Guess what book deserves it.

To be fair, this is a somewhat better book than SC:Ghost Nova.  Sort of.  See, the author, Tracy Hickman, is just about the opposite of Keith DeCandido.  While DeCandido had generally good concepts and generally bad narrative, Hickman's narrative is decent and his concepts are meh.   Granted, some of the concepts were nice, but they were never fleshed out enough or high enough in number to create a good story.

And yes, Tracy Hickman is a dude.  I finished the book thinking that he was a girl, and was all ready to come back here and have a girls v. boys cootie competition.  Oh well.  If it makes you feel better, Mr. Hickman, my pastor's name is Stacey, and I know of two guys named Ashley.  Y'know, I think that Ashley is better as a guy's name.  When it's for a girl, it sounds like stuck-up chick.

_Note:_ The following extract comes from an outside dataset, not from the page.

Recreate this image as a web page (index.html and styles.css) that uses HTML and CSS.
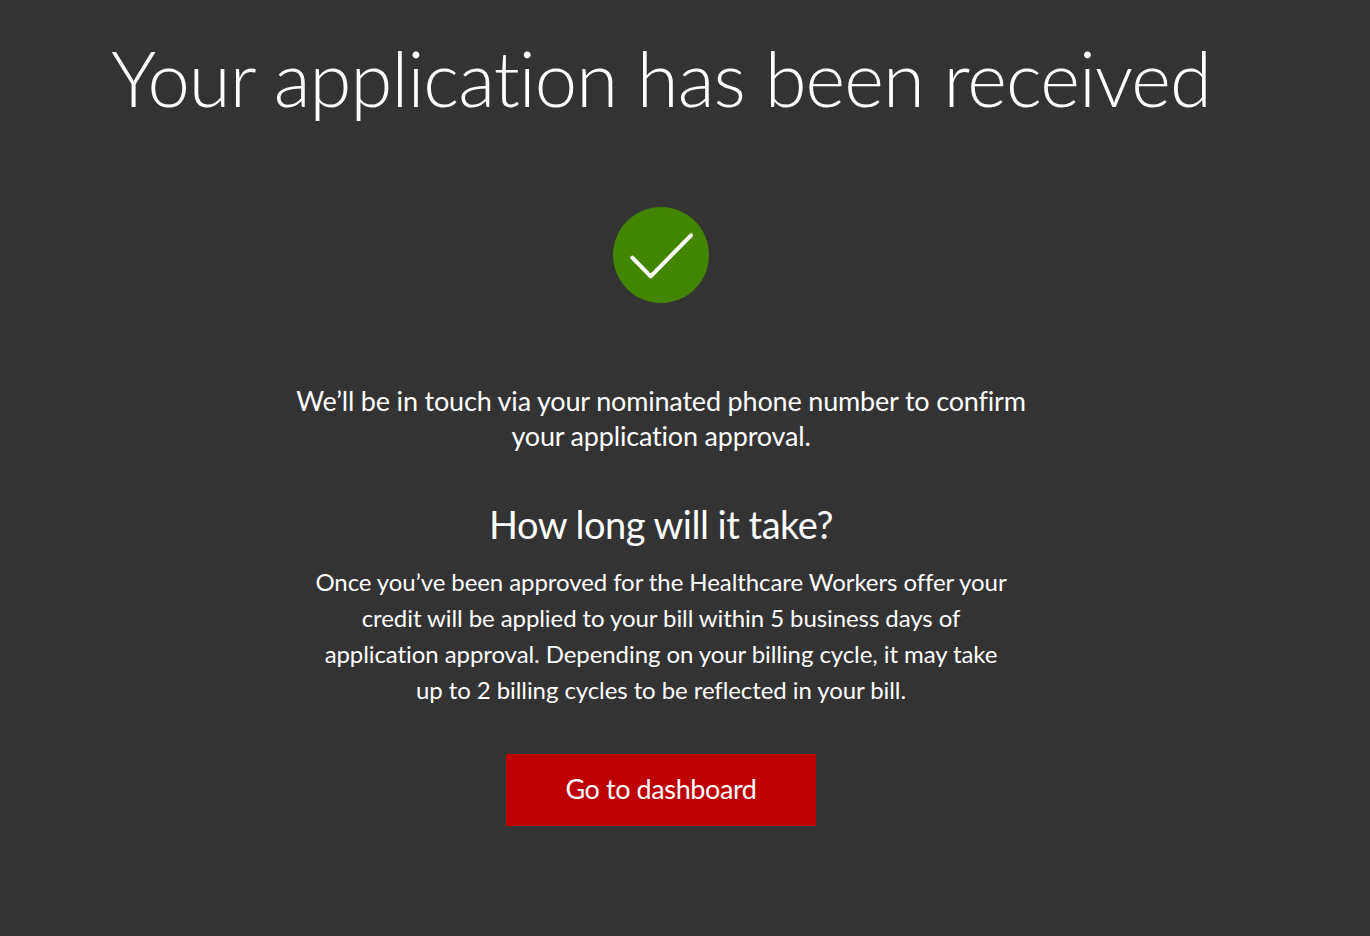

Um, back on topic.  So the thing is, there's basically two sides to every story told.  You know, concept and execution.  Where DeCandido succeeded was in putting his character Nova in dangerous situations, and the reader would want to know how she got out of it.  He just wrote it out in a way that was pretty painful.  When I read the first chapter of Hickman's Speed of Darkness, my first thought was "[his] narrative doesn't suck!"

By the way, spoilers.

For a while, I was pretty interested.  The first chapter showed a young man, Ardo Melnikov, hanging out with his girlfriend Melani.  It's a perfect day on Mar Sara, and the two of them are enjoying a perfect day at their Christian settlement (the book uses "religious", but it's obvious what they're talking about).  That is, it's perfect until the Zerg come in and ransack everything.  Ardo makes it onto a rescuing dropship, but Melani doesn't.

Ardo spends the rest of the book as a marine: after a brief resocialization process where his memories are over-layered, Ardo and several more marines are sent to Mar Sara to get a device.  Or so they think.  It turns out that the Confederacy simply wants to kill them all, and the device they were sent after too.  The person guarding this device is Meredith Jernic, a woman associated with the Sons of Korhal.  The device is one of the psi emitters mentioned in Starcraft's first Terran missions, used to lure the Zerg to come in and destroy planets.  Meredith wants it for evidence.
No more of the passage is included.